**Goal:** Quote the listing below word for word, stopping after the line that contains "Browser chrome */".

-- Start Information supplied --

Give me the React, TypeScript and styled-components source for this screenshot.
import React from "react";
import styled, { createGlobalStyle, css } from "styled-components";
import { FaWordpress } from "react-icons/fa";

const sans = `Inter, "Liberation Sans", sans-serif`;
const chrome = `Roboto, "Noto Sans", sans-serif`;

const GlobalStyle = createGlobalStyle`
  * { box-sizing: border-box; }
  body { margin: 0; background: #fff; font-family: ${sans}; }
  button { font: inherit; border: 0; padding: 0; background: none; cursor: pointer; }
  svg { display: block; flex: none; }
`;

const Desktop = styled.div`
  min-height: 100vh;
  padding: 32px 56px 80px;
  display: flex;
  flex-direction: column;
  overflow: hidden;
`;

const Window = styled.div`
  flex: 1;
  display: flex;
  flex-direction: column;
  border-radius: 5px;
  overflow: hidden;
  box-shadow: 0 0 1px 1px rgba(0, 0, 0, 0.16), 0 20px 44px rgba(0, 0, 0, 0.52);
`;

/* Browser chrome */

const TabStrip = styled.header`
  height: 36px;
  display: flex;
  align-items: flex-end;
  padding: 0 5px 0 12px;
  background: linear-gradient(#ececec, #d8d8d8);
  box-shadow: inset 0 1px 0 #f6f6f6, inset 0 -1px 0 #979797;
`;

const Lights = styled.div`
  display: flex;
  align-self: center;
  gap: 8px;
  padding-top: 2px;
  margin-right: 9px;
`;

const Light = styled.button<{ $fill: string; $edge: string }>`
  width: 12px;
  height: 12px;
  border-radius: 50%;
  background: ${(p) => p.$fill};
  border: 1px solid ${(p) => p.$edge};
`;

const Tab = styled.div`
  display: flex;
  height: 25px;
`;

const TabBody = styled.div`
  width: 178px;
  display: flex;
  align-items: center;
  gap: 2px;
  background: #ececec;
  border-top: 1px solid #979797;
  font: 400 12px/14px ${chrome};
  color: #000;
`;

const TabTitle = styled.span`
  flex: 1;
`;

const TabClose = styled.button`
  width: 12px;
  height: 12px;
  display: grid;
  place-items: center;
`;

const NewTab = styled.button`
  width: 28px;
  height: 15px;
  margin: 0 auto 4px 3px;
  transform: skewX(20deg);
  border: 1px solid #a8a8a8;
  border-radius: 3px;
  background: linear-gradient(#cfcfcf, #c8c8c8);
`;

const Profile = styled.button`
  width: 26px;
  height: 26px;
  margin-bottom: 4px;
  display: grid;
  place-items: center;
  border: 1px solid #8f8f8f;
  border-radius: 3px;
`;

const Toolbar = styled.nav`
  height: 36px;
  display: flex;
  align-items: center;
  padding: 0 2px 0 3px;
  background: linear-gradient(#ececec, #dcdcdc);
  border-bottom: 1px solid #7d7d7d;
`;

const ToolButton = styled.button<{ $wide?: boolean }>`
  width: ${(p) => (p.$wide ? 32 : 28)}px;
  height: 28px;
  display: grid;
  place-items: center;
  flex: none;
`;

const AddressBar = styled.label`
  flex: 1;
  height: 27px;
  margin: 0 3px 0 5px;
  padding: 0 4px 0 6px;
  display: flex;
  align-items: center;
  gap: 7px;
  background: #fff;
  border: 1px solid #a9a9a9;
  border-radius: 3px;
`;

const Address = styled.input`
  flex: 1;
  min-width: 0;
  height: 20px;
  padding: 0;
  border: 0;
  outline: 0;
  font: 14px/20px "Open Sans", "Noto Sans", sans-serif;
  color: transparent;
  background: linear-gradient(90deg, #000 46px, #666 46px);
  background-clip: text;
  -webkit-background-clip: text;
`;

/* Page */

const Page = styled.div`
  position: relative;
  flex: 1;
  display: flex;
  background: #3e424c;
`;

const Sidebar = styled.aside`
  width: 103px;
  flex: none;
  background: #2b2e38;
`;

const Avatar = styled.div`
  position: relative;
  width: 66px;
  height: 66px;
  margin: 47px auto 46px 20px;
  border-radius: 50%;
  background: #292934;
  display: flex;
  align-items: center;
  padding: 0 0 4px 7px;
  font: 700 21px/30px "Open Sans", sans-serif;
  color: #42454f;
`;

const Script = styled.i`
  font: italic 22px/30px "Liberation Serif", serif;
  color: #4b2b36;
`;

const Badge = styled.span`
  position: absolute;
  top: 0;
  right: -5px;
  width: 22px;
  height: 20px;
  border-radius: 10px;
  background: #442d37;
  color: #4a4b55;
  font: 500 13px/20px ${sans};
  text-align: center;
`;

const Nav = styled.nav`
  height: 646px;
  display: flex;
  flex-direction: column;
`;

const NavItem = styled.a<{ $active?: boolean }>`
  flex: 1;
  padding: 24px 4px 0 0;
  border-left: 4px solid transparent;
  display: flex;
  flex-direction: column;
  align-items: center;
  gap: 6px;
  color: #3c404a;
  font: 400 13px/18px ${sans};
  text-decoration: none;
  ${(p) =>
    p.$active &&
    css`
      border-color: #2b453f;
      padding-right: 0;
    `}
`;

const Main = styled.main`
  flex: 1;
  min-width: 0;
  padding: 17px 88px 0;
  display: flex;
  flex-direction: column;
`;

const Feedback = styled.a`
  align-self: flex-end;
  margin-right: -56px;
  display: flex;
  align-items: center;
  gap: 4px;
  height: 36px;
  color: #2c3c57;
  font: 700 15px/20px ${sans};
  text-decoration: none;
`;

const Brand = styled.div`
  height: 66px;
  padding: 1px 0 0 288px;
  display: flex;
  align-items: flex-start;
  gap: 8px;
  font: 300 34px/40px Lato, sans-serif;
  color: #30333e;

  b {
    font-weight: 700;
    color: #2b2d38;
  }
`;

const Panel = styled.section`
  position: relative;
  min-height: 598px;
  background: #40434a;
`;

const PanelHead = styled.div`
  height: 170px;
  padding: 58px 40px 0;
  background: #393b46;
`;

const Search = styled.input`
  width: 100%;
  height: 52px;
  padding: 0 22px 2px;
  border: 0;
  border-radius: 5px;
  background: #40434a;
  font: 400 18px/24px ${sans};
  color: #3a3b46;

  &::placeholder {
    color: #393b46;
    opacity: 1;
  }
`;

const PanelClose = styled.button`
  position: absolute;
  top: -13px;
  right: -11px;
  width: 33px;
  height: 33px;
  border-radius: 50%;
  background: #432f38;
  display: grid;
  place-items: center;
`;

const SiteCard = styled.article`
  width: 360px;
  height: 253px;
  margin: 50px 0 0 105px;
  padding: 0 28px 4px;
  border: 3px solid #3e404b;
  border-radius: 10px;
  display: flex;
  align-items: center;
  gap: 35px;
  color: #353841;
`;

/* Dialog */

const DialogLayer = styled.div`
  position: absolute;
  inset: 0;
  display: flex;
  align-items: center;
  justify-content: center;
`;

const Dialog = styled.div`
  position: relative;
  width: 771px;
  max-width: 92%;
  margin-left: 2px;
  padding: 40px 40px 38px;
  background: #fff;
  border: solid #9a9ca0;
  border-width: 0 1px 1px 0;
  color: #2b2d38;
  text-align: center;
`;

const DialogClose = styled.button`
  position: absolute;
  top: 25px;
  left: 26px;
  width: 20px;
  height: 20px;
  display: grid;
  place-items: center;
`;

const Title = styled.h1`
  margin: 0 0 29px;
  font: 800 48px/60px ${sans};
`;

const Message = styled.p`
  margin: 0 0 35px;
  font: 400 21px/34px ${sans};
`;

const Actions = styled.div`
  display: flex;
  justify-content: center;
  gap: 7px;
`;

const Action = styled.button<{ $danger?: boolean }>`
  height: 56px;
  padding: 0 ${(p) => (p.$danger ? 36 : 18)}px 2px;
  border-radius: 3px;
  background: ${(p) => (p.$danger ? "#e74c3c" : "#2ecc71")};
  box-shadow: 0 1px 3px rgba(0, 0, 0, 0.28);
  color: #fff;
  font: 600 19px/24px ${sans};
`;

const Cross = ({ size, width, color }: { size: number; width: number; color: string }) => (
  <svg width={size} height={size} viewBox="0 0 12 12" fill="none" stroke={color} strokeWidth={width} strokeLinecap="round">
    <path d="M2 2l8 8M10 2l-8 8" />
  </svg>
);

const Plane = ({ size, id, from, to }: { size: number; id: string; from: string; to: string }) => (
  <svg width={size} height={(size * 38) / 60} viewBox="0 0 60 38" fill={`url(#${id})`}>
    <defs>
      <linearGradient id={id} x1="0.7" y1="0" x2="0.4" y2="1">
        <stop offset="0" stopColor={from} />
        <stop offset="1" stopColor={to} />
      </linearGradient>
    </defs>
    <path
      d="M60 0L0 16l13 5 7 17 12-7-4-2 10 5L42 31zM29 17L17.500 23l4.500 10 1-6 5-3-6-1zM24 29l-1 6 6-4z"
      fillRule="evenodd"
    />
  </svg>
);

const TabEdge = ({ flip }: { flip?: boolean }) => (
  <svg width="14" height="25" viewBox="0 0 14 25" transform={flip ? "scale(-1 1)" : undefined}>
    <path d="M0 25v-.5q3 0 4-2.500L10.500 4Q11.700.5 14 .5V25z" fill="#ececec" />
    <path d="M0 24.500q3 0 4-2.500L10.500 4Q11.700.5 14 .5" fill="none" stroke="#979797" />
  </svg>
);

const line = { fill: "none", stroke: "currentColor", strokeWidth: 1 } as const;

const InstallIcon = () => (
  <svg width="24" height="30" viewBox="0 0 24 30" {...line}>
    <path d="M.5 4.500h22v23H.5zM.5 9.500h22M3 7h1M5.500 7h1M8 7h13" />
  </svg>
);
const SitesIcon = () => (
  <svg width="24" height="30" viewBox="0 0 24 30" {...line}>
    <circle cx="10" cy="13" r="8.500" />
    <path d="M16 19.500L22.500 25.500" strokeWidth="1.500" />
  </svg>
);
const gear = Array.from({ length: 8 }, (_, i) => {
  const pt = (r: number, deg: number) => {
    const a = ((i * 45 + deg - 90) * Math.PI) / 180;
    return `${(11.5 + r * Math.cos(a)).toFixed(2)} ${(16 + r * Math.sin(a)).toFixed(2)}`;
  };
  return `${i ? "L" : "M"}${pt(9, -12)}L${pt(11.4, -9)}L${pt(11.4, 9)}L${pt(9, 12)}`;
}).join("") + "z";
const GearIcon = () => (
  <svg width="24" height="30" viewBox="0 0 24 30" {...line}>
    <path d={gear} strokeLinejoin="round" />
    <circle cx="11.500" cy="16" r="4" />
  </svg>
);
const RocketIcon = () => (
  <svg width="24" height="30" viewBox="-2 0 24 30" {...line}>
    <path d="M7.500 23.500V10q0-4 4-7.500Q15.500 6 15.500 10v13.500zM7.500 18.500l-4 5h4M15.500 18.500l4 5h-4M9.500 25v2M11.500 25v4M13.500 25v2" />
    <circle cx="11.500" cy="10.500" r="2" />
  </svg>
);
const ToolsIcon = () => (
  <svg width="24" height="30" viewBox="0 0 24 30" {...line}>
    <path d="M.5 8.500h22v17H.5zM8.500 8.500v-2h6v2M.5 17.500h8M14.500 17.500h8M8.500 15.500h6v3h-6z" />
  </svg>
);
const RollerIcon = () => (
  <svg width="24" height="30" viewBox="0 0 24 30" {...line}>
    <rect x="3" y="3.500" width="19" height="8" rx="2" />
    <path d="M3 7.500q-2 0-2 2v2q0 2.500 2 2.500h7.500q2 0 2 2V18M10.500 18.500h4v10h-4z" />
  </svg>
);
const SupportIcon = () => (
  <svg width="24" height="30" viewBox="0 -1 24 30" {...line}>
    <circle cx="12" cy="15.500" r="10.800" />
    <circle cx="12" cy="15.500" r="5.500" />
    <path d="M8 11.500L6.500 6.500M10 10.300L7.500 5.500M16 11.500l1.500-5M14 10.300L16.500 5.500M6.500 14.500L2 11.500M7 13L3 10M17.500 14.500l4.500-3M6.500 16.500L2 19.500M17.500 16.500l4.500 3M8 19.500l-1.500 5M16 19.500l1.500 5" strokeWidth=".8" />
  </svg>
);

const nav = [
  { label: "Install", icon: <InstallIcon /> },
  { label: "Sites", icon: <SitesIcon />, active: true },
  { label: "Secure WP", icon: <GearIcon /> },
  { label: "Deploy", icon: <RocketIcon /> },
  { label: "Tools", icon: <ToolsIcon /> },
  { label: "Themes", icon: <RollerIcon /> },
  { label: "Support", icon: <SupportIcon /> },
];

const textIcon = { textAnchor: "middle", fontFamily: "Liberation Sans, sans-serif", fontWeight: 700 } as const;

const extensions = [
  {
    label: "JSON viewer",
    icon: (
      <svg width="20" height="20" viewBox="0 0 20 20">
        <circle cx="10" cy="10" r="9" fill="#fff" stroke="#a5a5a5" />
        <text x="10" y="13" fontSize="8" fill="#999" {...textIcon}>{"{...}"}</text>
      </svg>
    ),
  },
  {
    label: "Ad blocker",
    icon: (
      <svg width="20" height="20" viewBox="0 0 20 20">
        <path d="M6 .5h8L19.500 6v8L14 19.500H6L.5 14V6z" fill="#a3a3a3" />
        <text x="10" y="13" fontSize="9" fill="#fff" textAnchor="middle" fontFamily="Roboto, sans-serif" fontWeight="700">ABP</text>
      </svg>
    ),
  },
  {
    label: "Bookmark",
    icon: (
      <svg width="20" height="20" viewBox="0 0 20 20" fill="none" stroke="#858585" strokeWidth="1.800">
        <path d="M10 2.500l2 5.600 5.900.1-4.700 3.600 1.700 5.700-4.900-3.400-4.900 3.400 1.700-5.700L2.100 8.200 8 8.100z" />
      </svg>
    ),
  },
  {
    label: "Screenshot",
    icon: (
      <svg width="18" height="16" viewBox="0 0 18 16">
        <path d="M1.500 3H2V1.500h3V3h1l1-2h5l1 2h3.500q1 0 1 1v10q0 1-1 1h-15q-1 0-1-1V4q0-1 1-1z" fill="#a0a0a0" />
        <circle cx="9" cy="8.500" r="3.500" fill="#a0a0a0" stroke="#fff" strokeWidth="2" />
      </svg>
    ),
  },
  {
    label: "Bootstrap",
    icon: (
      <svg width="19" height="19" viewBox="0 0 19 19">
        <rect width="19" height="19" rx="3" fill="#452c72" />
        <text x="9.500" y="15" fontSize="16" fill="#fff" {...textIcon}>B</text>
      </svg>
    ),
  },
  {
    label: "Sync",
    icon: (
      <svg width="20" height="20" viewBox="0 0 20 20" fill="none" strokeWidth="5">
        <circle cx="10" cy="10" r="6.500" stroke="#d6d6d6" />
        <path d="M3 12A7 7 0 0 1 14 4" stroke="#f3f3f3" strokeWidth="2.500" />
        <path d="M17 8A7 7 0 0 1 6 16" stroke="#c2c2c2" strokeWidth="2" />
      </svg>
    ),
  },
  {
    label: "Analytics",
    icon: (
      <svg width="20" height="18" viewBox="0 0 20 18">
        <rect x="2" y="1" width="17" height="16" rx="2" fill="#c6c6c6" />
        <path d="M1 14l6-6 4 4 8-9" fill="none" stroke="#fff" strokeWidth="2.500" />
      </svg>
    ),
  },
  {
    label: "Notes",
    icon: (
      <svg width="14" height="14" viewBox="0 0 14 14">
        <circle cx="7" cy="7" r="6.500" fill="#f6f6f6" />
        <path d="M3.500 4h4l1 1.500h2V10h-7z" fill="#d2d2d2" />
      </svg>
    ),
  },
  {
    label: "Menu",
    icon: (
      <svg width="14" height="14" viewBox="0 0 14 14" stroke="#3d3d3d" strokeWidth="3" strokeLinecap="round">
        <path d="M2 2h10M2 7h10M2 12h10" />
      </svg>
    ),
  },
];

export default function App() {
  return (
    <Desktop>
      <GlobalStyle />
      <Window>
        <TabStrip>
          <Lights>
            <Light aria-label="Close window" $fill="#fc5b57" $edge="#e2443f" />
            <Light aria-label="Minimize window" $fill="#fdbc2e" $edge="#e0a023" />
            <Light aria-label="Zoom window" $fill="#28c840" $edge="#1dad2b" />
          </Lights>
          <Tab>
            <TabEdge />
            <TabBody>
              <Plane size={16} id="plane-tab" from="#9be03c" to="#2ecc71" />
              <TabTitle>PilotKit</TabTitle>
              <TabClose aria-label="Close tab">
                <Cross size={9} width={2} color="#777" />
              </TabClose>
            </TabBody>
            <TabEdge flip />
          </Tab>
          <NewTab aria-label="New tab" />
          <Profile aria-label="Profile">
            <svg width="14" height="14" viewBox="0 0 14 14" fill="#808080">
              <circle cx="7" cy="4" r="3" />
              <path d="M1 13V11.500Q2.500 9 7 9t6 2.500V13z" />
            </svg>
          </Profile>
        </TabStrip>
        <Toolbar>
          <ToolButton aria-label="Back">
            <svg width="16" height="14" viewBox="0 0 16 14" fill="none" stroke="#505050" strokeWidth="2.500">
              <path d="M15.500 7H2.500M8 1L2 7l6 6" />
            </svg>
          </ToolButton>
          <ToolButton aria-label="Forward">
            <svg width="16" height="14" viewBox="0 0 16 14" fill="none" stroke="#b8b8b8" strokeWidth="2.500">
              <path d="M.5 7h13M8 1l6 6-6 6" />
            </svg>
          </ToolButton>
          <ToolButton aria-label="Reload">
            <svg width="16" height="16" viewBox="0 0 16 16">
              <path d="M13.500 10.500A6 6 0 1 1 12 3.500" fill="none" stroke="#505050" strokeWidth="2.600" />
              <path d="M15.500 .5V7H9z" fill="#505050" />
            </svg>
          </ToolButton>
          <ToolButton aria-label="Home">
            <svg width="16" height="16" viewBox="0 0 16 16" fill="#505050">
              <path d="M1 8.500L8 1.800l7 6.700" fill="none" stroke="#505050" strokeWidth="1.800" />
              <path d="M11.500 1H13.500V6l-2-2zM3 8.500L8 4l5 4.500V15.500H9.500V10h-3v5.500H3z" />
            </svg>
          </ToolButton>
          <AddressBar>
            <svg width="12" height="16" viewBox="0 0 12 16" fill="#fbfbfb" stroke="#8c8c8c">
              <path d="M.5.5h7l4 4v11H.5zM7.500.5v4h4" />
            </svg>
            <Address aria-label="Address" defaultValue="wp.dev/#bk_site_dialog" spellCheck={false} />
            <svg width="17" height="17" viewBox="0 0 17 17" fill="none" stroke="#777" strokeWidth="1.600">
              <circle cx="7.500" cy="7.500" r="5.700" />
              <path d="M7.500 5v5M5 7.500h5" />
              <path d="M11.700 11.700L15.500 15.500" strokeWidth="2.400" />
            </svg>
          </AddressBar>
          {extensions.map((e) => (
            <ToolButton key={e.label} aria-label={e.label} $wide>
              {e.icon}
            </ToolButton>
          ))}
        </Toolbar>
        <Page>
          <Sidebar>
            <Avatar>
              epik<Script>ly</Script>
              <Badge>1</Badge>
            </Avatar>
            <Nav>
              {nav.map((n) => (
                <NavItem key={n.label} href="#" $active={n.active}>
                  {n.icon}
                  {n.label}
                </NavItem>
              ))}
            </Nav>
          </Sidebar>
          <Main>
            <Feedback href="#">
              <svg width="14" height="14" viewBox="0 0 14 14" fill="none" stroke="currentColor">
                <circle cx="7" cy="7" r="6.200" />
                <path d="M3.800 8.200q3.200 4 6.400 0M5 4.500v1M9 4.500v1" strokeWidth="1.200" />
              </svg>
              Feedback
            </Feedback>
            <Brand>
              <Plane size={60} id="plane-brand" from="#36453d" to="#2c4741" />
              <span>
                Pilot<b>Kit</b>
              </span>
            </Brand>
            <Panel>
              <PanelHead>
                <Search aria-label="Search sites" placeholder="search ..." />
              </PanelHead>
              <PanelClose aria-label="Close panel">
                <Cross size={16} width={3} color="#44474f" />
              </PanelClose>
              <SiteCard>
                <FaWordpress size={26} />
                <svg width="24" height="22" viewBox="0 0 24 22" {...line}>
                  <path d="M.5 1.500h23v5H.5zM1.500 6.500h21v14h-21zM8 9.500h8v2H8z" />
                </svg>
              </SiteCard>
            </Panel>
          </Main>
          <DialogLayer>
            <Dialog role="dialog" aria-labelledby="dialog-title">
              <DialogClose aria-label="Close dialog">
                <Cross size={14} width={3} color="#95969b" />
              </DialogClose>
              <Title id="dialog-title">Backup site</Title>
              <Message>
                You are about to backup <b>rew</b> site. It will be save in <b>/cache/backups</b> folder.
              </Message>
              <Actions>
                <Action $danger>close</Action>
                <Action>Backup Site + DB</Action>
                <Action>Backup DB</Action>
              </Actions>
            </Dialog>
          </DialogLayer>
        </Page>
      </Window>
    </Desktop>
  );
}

-- End Information supplied --

**Solution for this problem:**
Give me the React, TypeScript and styled-components source for this screenshot.
import React from "react";
import styled, { createGlobalStyle, css } from "styled-components";
import { FaWordpress } from "react-icons/fa";

const sans = `Inter, "Liberation Sans", sans-serif`;
const chrome = `Roboto, "Noto Sans", sans-serif`;

const GlobalStyle = createGlobalStyle`
  * { box-sizing: border-box; }
  body { margin: 0; background: #fff; font-family: ${sans}; }
  button { font: inherit; border: 0; padding: 0; background: none; cursor: pointer; }
  svg { display: block; flex: none; }
`;

const Desktop = styled.div`
  min-height: 100vh;
  padding: 32px 56px 80px;
  display: flex;
  flex-direction: column;
  overflow: hidden;
`;

const Window = styled.div`
  flex: 1;
  display: flex;
  flex-direction: column;
  border-radius: 5px;
  overflow: hidden;
  box-shadow: 0 0 1px 1px rgba(0, 0, 0, 0.16), 0 20px 44px rgba(0, 0, 0, 0.52);
`;

/* Browser chrome */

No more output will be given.